WHAT NEEDS TO BE DONE: Would you repeat the listing exactly but omit every picture?

PROVIDED MATERIAL:
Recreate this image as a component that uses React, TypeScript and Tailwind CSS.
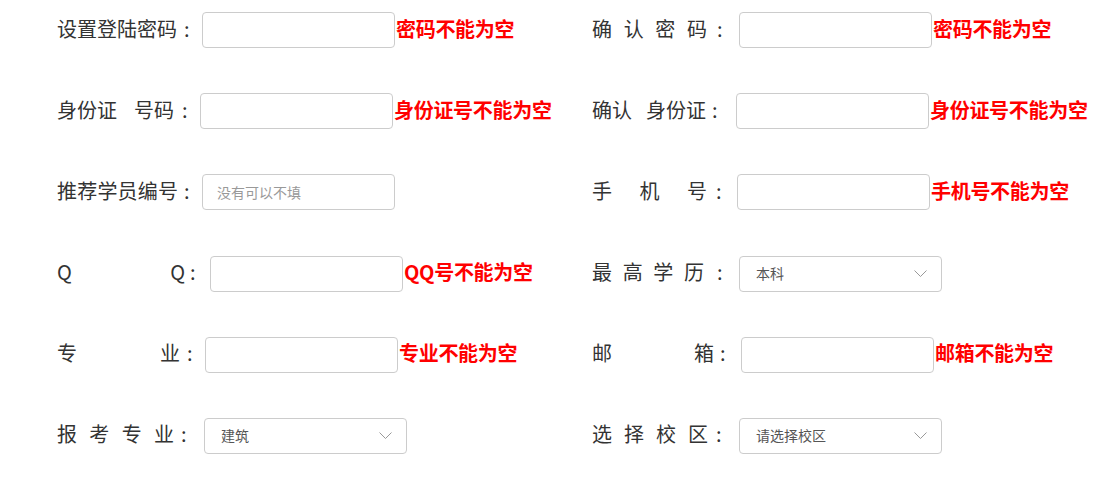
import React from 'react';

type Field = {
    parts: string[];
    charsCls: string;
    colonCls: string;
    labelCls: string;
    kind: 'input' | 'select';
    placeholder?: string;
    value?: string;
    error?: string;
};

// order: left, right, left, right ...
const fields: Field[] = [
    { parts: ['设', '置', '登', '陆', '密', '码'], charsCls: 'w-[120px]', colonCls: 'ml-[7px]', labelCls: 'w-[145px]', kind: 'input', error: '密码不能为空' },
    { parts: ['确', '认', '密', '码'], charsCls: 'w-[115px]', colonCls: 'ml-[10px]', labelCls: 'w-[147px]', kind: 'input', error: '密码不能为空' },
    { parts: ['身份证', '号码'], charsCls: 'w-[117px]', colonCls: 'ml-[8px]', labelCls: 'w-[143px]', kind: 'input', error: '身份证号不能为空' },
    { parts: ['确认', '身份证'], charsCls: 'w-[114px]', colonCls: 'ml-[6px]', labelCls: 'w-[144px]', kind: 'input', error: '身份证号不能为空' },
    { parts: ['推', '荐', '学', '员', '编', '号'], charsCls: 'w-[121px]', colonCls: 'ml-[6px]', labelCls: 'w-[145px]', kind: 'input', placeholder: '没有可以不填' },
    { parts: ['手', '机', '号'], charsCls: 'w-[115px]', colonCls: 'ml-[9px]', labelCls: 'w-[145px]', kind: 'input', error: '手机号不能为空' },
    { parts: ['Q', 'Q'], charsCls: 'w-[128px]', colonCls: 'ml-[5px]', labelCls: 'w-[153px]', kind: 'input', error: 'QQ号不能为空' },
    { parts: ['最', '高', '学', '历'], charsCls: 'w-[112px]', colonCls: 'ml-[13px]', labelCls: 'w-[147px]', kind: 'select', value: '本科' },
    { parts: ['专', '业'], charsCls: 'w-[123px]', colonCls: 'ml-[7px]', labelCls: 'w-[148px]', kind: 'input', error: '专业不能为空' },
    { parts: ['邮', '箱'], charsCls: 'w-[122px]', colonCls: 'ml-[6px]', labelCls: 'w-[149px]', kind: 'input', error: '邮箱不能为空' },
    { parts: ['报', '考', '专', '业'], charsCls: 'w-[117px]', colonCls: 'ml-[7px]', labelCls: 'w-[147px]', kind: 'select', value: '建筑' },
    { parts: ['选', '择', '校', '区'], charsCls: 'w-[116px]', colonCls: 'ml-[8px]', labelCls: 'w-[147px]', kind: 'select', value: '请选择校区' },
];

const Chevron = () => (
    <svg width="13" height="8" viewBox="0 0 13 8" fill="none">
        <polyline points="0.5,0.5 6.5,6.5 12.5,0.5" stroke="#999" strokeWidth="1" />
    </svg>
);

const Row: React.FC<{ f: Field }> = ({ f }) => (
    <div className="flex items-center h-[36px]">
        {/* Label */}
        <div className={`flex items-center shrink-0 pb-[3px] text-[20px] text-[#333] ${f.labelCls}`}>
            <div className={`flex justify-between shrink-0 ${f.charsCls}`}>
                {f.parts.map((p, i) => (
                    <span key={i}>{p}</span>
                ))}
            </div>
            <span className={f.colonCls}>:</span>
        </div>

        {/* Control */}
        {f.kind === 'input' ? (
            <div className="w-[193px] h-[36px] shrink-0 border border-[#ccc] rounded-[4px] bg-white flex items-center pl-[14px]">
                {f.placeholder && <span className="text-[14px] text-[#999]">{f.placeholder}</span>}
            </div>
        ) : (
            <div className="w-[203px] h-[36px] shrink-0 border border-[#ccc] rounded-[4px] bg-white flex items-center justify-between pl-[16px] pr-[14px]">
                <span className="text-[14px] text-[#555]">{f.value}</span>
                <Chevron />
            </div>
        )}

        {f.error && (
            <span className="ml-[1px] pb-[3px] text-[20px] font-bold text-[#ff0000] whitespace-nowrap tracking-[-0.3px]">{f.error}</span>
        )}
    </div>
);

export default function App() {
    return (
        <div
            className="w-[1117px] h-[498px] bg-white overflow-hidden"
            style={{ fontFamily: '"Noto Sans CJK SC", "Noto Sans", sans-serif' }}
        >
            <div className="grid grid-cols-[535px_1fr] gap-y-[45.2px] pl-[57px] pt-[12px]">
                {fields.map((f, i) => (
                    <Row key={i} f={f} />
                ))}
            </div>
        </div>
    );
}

FINISHED ANSWER:
Recreate this image as a component that uses React, TypeScript and Tailwind CSS.
import React from 'react';

type Field = {
    parts: string[];
    charsCls: string;
    colonCls: string;
    labelCls: string;
    kind: 'input' | 'select';
    placeholder?: string;
    value?: string;
    error?: string;
};

// order: left, right, left, right ...
const fields: Field[] = [
    { parts: ['设', '置', '登', '陆', '密', '码'], charsCls: 'w-[120px]', colonCls: 'ml-[7px]', labelCls: 'w-[145px]', kind: 'input', error: '密码不能为空' },
    { parts: ['确', '认', '密', '码'], charsCls: 'w-[115px]', colonCls: 'ml-[10px]', labelCls: 'w-[147px]', kind: 'input', error: '密码不能为空' },
    { parts: ['身份证', '号码'], charsCls: 'w-[117px]', colonCls: 'ml-[8px]', labelCls: 'w-[143px]', kind: 'input', error: '身份证号不能为空' },
    { parts: ['确认', '身份证'], charsCls: 'w-[114px]', colonCls: 'ml-[6px]', labelCls: 'w-[144px]', kind: 'input', error: '身份证号不能为空' },
    { parts: ['推', '荐', '学', '员', '编', '号'], charsCls: 'w-[121px]', colonCls: 'ml-[6px]', labelCls: 'w-[145px]', kind: 'input', placeholder: '没有可以不填' },
    { parts: ['手', '机', '号'], charsCls: 'w-[115px]', colonCls: 'ml-[9px]', labelCls: 'w-[145px]', kind: 'input', error: '手机号不能为空' },
    { parts: ['Q', 'Q'], charsCls: 'w-[128px]', colonCls: 'ml-[5px]', labelCls: 'w-[153px]', kind: 'input', error: 'QQ号不能为空' },
    { parts: ['最', '高', '学', '历'], charsCls: 'w-[112px]', colonCls: 'ml-[13px]', labelCls: 'w-[147px]', kind: 'select', value: '本科' },
    { parts: ['专', '业'], charsCls: 'w-[123px]', colonCls: 'ml-[7px]', labelCls: 'w-[148px]', kind: 'input', error: '专业不能为空' },
    { parts: ['邮', '箱'], charsCls: 'w-[122px]', colonCls: 'ml-[6px]', labelCls: 'w-[149px]', kind: 'input', error: '邮箱不能为空' },
    { parts: ['报', '考', '专', '业'], charsCls: 'w-[117px]', colonCls: 'ml-[7px]', labelCls: 'w-[147px]', kind: 'select', value: '建筑' },
    { parts: ['选', '择', '校', '区'], charsCls: 'w-[116px]', colonCls: 'ml-[8px]', labelCls: 'w-[147px]', kind: 'select', value: '请选择校区' },
];

const Chevron = () => (
    <svg width="13" height="8" viewBox="0 0 13 8" fill="none">
        <polyline points="0.5,0.5 6.5,6.5 12.5,0.5" stroke="#999" strokeWidth="1" />
    </svg>
);

const Row: React.FC<{ f: Field }> = ({ f }) => (
    <div className="flex items-center h-[36px]">
        {/* Label */}
        <div className={`flex items-center shrink-0 pb-[3px] text-[20px] text-[#333] ${f.labelCls}`}>
            <div className={`flex justify-between shrink-0 ${f.charsCls}`}>
                {f.parts.map((p, i) => (
                    <span key={i}>{p}</span>
                ))}
            </div>
            <span className={f.colonCls}>:</span>
        </div>

        {/* Control */}
        {f.kind === 'input' ? (
            <div className="w-[193px] h-[36px] shrink-0 border border-[#ccc] rounded-[4px] bg-white flex items-center pl-[14px]">
                {f.placeholder && <span className="text-[14px] text-[#999]">{f.placeholder}</span>}
            </div>
        ) : (
            <div className="w-[203px] h-[36px] shrink-0 border border-[#ccc] rounded-[4px] bg-white flex items-center justify-between pl-[16px] pr-[14px]">
                <span className="text-[14px] text-[#555]">{f.value}</span>
                <Chevron />
            </div>
        )}

        {f.error && (
            <span className="ml-[1px] pb-[3px] text-[20px] font-bold text-[#ff0000] whitespace-nowrap tracking-[-0.3px]">{f.error}</span>
        )}
    </div>
);

export default function App() {
    return (
        <div
            className="w-[1117px] h-[498px] bg-white overflow-hidden"
            style={{ fontFamily: '"Noto Sans CJK SC", "Noto Sans", sans-serif' }}
        >
            <div className="grid grid-cols-[535px_1fr] gap-y-[45.2px] pl-[57px] pt-[12px]">
                {fields.map((f, i) => (
                    <Row key={i} f={f} />
                ))}
            </div>
        </div>
    );
}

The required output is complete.